Reproduce all the entries exactly and keep the pictures out.

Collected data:
━━━━━━━━━━

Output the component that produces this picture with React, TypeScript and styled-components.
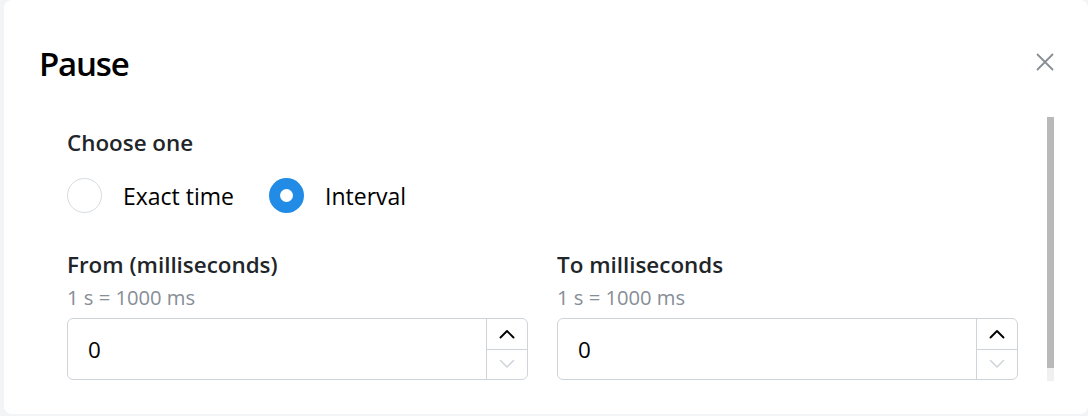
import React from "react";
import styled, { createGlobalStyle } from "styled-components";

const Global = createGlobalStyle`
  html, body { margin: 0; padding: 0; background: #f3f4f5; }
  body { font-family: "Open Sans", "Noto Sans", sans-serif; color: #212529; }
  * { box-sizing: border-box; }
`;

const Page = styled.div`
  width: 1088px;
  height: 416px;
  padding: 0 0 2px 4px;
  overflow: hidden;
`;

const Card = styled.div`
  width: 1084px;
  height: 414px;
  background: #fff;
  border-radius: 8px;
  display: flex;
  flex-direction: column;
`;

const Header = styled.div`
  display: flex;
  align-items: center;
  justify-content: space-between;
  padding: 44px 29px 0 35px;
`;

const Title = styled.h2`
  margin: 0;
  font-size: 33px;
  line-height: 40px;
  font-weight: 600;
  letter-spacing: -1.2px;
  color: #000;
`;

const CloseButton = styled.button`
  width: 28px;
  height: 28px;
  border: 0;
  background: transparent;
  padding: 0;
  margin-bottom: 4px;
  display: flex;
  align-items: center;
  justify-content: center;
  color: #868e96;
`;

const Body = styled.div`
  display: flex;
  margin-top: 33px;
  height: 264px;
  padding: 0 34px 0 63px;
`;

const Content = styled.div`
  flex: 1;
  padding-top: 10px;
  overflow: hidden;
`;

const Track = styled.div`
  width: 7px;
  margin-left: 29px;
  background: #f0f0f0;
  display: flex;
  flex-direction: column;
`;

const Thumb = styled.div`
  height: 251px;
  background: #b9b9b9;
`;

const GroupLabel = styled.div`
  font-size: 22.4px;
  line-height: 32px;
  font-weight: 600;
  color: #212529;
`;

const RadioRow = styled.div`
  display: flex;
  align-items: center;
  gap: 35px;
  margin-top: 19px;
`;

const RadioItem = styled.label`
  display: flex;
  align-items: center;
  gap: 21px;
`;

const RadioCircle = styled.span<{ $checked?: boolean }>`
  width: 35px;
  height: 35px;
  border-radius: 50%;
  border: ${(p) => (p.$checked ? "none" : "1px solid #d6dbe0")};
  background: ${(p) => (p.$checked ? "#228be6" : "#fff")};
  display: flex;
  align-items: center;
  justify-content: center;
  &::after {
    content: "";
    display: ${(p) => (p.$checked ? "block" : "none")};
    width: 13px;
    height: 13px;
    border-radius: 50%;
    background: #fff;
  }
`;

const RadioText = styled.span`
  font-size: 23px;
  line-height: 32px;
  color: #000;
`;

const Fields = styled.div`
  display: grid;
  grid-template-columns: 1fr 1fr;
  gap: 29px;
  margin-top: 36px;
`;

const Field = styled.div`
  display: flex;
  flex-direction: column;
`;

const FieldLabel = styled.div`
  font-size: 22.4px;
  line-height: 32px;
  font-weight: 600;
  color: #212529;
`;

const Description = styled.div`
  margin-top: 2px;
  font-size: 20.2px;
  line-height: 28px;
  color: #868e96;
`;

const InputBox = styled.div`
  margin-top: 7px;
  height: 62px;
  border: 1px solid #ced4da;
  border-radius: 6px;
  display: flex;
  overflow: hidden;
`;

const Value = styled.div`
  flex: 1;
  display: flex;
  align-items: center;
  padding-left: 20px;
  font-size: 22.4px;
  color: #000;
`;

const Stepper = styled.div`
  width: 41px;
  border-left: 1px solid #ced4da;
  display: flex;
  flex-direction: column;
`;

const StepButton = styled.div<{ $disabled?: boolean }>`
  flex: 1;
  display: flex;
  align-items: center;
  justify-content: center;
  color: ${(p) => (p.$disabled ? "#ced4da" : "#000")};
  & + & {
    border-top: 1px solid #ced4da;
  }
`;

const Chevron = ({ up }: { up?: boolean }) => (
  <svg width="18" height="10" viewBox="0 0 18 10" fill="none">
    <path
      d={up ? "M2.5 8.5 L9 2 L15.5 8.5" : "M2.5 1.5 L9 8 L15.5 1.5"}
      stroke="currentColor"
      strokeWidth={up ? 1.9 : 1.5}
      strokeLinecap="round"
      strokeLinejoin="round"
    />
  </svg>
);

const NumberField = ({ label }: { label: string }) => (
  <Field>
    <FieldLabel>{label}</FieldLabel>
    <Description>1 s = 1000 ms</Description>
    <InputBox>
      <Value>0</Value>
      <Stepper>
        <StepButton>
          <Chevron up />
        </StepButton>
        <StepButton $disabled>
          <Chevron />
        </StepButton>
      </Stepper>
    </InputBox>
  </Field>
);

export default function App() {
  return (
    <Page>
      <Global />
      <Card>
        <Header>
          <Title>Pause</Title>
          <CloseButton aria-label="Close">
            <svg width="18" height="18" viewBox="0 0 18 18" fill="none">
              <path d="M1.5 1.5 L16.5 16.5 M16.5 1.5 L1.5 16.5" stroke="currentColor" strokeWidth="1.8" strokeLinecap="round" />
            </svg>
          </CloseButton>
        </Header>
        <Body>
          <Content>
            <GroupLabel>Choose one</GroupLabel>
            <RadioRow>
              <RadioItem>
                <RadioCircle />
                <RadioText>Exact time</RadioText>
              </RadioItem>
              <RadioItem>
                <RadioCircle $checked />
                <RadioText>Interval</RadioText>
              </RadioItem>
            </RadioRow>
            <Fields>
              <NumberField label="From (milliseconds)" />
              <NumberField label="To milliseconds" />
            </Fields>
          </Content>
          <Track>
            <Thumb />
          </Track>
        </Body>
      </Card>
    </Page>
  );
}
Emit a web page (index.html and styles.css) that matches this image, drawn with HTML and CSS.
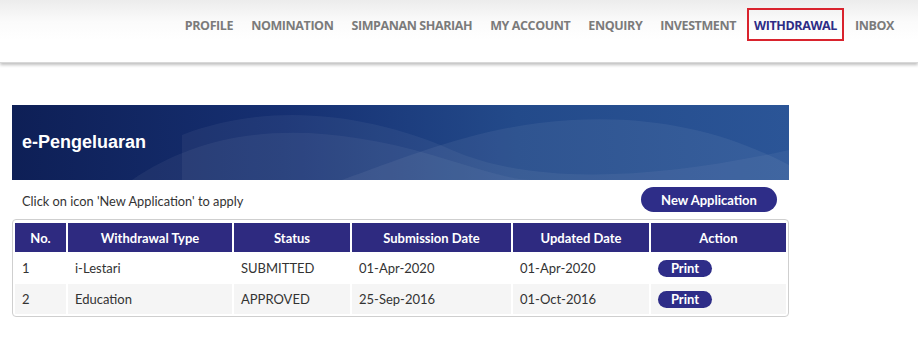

━━━━━━━━━━

[TASK OUTPUT]
Output the component that produces this picture with React, TypeScript and styled-components.
import React from "react";
import styled, { createGlobalStyle } from "styled-components";

const Global = createGlobalStyle`
  html, body { margin: 0; padding: 0; background: #f3f4f5; }
  body { font-family: "Open Sans", "Noto Sans", sans-serif; color: #212529; }
  * { box-sizing: border-box; }
`;

const Page = styled.div`
  width: 1088px;
  height: 416px;
  padding: 0 0 2px 4px;
  overflow: hidden;
`;

const Card = styled.div`
  width: 1084px;
  height: 414px;
  background: #fff;
  border-radius: 8px;
  display: flex;
  flex-direction: column;
`;

const Header = styled.div`
  display: flex;
  align-items: center;
  justify-content: space-between;
  padding: 44px 29px 0 35px;
`;

const Title = styled.h2`
  margin: 0;
  font-size: 33px;
  line-height: 40px;
  font-weight: 600;
  letter-spacing: -1.2px;
  color: #000;
`;

const CloseButton = styled.button`
  width: 28px;
  height: 28px;
  border: 0;
  background: transparent;
  padding: 0;
  margin-bottom: 4px;
  display: flex;
  align-items: center;
  justify-content: center;
  color: #868e96;
`;

const Body = styled.div`
  display: flex;
  margin-top: 33px;
  height: 264px;
  padding: 0 34px 0 63px;
`;

const Content = styled.div`
  flex: 1;
  padding-top: 10px;
  overflow: hidden;
`;

const Track = styled.div`
  width: 7px;
  margin-left: 29px;
  background: #f0f0f0;
  display: flex;
  flex-direction: column;
`;

const Thumb = styled.div`
  height: 251px;
  background: #b9b9b9;
`;

const GroupLabel = styled.div`
  font-size: 22.4px;
  line-height: 32px;
  font-weight: 600;
  color: #212529;
`;

const RadioRow = styled.div`
  display: flex;
  align-items: center;
  gap: 35px;
  margin-top: 19px;
`;

const RadioItem = styled.label`
  display: flex;
  align-items: center;
  gap: 21px;
`;

const RadioCircle = styled.span<{ $checked?: boolean }>`
  width: 35px;
  height: 35px;
  border-radius: 50%;
  border: ${(p) => (p.$checked ? "none" : "1px solid #d6dbe0")};
  background: ${(p) => (p.$checked ? "#228be6" : "#fff")};
  display: flex;
  align-items: center;
  justify-content: center;
  &::after {
    content: "";
    display: ${(p) => (p.$checked ? "block" : "none")};
    width: 13px;
    height: 13px;
    border-radius: 50%;
    background: #fff;
  }
`;

const RadioText = styled.span`
  font-size: 23px;
  line-height: 32px;
  color: #000;
`;

const Fields = styled.div`
  display: grid;
  grid-template-columns: 1fr 1fr;
  gap: 29px;
  margin-top: 36px;
`;

const Field = styled.div`
  display: flex;
  flex-direction: column;
`;

const FieldLabel = styled.div`
  font-size: 22.4px;
  line-height: 32px;
  font-weight: 600;
  color: #212529;
`;

const Description = styled.div`
  margin-top: 2px;
  font-size: 20.2px;
  line-height: 28px;
  color: #868e96;
`;

const InputBox = styled.div`
  margin-top: 7px;
  height: 62px;
  border: 1px solid #ced4da;
  border-radius: 6px;
  display: flex;
  overflow: hidden;
`;

const Value = styled.div`
  flex: 1;
  display: flex;
  align-items: center;
  padding-left: 20px;
  font-size: 22.4px;
  color: #000;
`;

const Stepper = styled.div`
  width: 41px;
  border-left: 1px solid #ced4da;
  display: flex;
  flex-direction: column;
`;

const StepButton = styled.div<{ $disabled?: boolean }>`
  flex: 1;
  display: flex;
  align-items: center;
  justify-content: center;
  color: ${(p) => (p.$disabled ? "#ced4da" : "#000")};
  & + & {
    border-top: 1px solid #ced4da;
  }
`;

const Chevron = ({ up }: { up?: boolean }) => (
  <svg width="18" height="10" viewBox="0 0 18 10" fill="none">
    <path
      d={up ? "M2.5 8.5 L9 2 L15.5 8.5" : "M2.5 1.5 L9 8 L15.5 1.5"}
      stroke="currentColor"
      strokeWidth={up ? 1.9 : 1.5}
      strokeLinecap="round"
      strokeLinejoin="round"
    />
  </svg>
);

const NumberField = ({ label }: { label: string }) => (
  <Field>
    <FieldLabel>{label}</FieldLabel>
    <Description>1 s = 1000 ms</Description>
    <InputBox>
      <Value>0</Value>
      <Stepper>
        <StepButton>
          <Chevron up />
        </StepButton>
        <StepButton $disabled>
          <Chevron />
        </StepButton>
      </Stepper>
    </InputBox>
  </Field>
);

export default function App() {
  return (
    <Page>
      <Global />
      <Card>
        <Header>
          <Title>Pause</Title>
          <CloseButton aria-label="Close">
            <svg width="18" height="18" viewBox="0 0 18 18" fill="none">
              <path d="M1.5 1.5 L16.5 16.5 M16.5 1.5 L1.5 16.5" stroke="currentColor" strokeWidth="1.8" strokeLinecap="round" />
            </svg>
          </CloseButton>
        </Header>
        <Body>
          <Content>
            <GroupLabel>Choose one</GroupLabel>
            <RadioRow>
              <RadioItem>
                <RadioCircle />
                <RadioText>Exact time</RadioText>
              </RadioItem>
              <RadioItem>
                <RadioCircle $checked />
                <RadioText>Interval</RadioText>
              </RadioItem>
            </RadioRow>
            <Fields>
              <NumberField label="From (milliseconds)" />
              <NumberField label="To milliseconds" />
            </Fields>
          </Content>
          <Track>
            <Thumb />
          </Track>
        </Body>
      </Card>
    </Page>
  );
}
Emit a web page (index.html and styles.css) that matches this image, drawn with HTML and CSS.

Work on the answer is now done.